I will join with you in lamenting the decline of independent shopkeepers. Our shopping centre used to comprise mainly small independent retailers but now consists mainly of outlets of the large chains. The local Tesco is the size of an airship hangar. We still have one independent hardware shop but the owner pays £100,000 per annum in rent, add to which wages, heating, telephones, business rates etc. etc. so one wonders how long he can survive. In Bristol we have Cabot Circus, a ‘shopping mall’ comprising 90 shops, 89 of which I have never set foot in since they sell the sort of things for which I have no use. In the main they all sell ‘designer label’ clothes, for which read ‘cheap tat made in Bangladeshi sweat-shops’. The same is true for much of the centre of Bristol. As leases come up for renewal rents rise and retailers move out. Ironically, I find it increasingly difficult to find shops that do sell what I want.

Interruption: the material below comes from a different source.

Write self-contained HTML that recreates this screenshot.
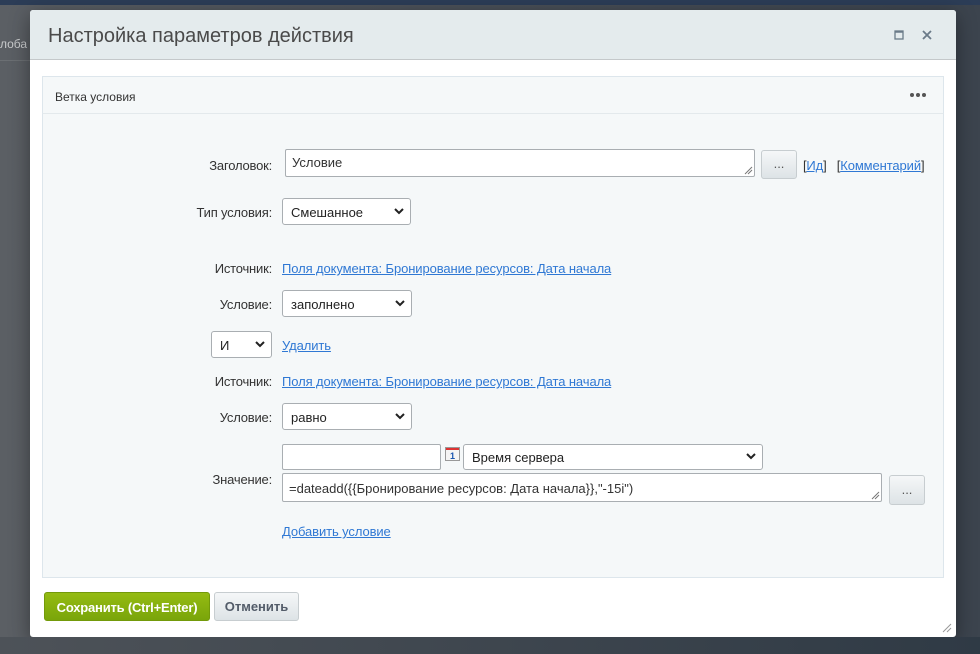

I could not agree more. It all comes from America, of course, where the rich people have worked out how to maximise profits even if it hurts other people. It is ironic that Thomas Jefferson envisaged a country with lots of small towns, lots of small farmers, lots of small businesses and therefore jobs for everybody. I worry about exactly where the elitist system we have now is going. Repeating history? French Revolution 1789, Russian Revolution 1917 and a close miss in England in the early 1800s. It could happen.
The gulls in Scarborough are quite insistent too – I’ve seen a couple of virtual muggings there. They never seem to trouble me – probably a case of finely tuned survival instincts. 🙂
To be honest, in St Ives they always seemed to be able to spot the people who were unaware of their surroundings and busy concentrating on their own concerns rather than their surroundings. One of the marks, I would think, of an expert predator.
Yes, that seems true, They are definitely experts and always seem able to adapt.